Supplied material
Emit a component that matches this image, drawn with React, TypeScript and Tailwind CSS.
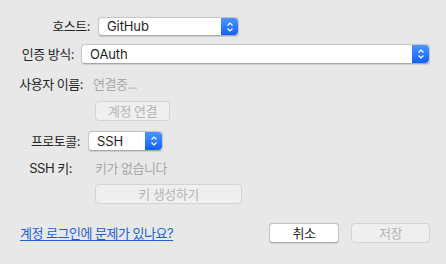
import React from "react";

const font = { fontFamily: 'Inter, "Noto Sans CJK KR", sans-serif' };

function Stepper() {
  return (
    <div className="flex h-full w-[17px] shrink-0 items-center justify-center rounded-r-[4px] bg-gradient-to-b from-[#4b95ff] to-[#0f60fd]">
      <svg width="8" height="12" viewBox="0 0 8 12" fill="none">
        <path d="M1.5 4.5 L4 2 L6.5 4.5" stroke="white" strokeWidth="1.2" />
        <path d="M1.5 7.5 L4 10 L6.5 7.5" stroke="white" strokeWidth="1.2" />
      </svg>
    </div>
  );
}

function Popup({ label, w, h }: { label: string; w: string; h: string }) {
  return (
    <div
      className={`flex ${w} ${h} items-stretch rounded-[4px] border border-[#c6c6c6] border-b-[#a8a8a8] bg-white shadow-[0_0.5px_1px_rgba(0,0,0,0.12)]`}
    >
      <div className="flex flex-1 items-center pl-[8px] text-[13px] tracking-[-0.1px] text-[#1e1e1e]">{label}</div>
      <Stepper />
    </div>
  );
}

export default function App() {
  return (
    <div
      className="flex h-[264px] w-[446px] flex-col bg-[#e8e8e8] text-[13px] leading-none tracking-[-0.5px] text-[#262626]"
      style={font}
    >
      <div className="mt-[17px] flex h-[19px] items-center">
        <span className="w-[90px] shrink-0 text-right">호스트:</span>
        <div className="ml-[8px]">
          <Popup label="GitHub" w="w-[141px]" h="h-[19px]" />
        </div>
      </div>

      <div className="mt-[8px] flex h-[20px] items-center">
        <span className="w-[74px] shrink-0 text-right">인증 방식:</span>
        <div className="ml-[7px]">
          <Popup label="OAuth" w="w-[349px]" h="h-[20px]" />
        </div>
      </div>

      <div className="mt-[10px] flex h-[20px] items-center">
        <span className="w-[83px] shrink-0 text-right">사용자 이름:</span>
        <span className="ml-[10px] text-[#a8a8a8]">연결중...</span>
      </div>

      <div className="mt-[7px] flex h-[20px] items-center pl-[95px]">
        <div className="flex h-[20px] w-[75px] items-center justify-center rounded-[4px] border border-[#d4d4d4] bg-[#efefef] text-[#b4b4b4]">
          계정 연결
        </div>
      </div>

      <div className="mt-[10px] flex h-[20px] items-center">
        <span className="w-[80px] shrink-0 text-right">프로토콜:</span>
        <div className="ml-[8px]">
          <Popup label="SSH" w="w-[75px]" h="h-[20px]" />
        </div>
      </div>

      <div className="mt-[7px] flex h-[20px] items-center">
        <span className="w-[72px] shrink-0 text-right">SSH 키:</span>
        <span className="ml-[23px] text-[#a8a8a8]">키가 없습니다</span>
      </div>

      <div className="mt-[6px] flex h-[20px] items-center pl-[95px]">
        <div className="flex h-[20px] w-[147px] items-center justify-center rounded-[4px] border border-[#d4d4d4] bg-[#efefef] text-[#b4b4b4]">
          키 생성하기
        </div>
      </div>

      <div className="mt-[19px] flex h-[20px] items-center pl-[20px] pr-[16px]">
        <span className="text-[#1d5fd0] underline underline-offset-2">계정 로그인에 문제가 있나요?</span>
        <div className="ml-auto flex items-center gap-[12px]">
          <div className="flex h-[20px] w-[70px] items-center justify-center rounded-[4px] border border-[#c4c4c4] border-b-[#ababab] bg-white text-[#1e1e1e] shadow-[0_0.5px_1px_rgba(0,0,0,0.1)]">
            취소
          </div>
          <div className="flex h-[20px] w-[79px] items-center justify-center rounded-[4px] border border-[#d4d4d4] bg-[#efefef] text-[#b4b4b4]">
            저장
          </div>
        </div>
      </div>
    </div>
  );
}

Exercise prompt
Do not copy the pictures, but repeat every line exactly.

Result of the task
Emit a component that matches this image, drawn with React, TypeScript and Tailwind CSS.
import React from "react";

const font = { fontFamily: 'Inter, "Noto Sans CJK KR", sans-serif' };

function Stepper() {
  return (
    <div className="flex h-full w-[17px] shrink-0 items-center justify-center rounded-r-[4px] bg-gradient-to-b from-[#4b95ff] to-[#0f60fd]">
      <svg width="8" height="12" viewBox="0 0 8 12" fill="none">
        <path d="M1.5 4.5 L4 2 L6.5 4.5" stroke="white" strokeWidth="1.2" />
        <path d="M1.5 7.5 L4 10 L6.5 7.5" stroke="white" strokeWidth="1.2" />
      </svg>
    </div>
  );
}

function Popup({ label, w, h }: { label: string; w: string; h: string }) {
  return (
    <div
      className={`flex ${w} ${h} items-stretch rounded-[4px] border border-[#c6c6c6] border-b-[#a8a8a8] bg-white shadow-[0_0.5px_1px_rgba(0,0,0,0.12)]`}
    >
      <div className="flex flex-1 items-center pl-[8px] text-[13px] tracking-[-0.1px] text-[#1e1e1e]">{label}</div>
      <Stepper />
    </div>
  );
}

export default function App() {
  return (
    <div
      className="flex h-[264px] w-[446px] flex-col bg-[#e8e8e8] text-[13px] leading-none tracking-[-0.5px] text-[#262626]"
      style={font}
    >
      <div className="mt-[17px] flex h-[19px] items-center">
        <span className="w-[90px] shrink-0 text-right">호스트:</span>
        <div className="ml-[8px]">
          <Popup label="GitHub" w="w-[141px]" h="h-[19px]" />
        </div>
      </div>

      <div className="mt-[8px] flex h-[20px] items-center">
        <span className="w-[74px] shrink-0 text-right">인증 방식:</span>
        <div className="ml-[7px]">
          <Popup label="OAuth" w="w-[349px]" h="h-[20px]" />
        </div>
      </div>

      <div className="mt-[10px] flex h-[20px] items-center">
        <span className="w-[83px] shrink-0 text-right">사용자 이름:</span>
        <span className="ml-[10px] text-[#a8a8a8]">연결중...</span>
      </div>

      <div className="mt-[7px] flex h-[20px] items-center pl-[95px]">
        <div className="flex h-[20px] w-[75px] items-center justify-center rounded-[4px] border border-[#d4d4d4] bg-[#efefef] text-[#b4b4b4]">
          계정 연결
        </div>
      </div>

      <div className="mt-[10px] flex h-[20px] items-center">
        <span className="w-[80px] shrink-0 text-right">프로토콜:</span>
        <div className="ml-[8px]">
          <Popup label="SSH" w="w-[75px]" h="h-[20px]" />
        </div>
      </div>

      <div className="mt-[7px] flex h-[20px] items-center">
        <span className="w-[72px] shrink-0 text-right">SSH 키:</span>
        <span className="ml-[23px] text-[#a8a8a8]">키가 없습니다</span>
      </div>

      <div className="mt-[6px] flex h-[20px] items-center pl-[95px]">
        <div className="flex h-[20px] w-[147px] items-center justify-center rounded-[4px] border border-[#d4d4d4] bg-[#efefef] text-[#b4b4b4]">
          키 생성하기
        </div>
      </div>

      <div className="mt-[19px] flex h-[20px] items-center pl-[20px] pr-[16px]">
        <span className="text-[#1d5fd0] underline underline-offset-2">계정 로그인에 문제가 있나요?</span>
        <div className="ml-auto flex items-center gap-[12px]">
          <div className="flex h-[20px] w-[70px] items-center justify-center rounded-[4px] border border-[#c4c4c4] border-b-[#ababab] bg-white text-[#1e1e1e] shadow-[0_0.5px_1px_rgba(0,0,0,0.1)]">
            취소
          </div>
          <div className="flex h-[20px] w-[79px] items-center justify-center rounded-[4px] border border-[#d4d4d4] bg-[#efefef] text-[#b4b4b4]">
            저장
          </div>
        </div>
      </div>
    </div>
  );
}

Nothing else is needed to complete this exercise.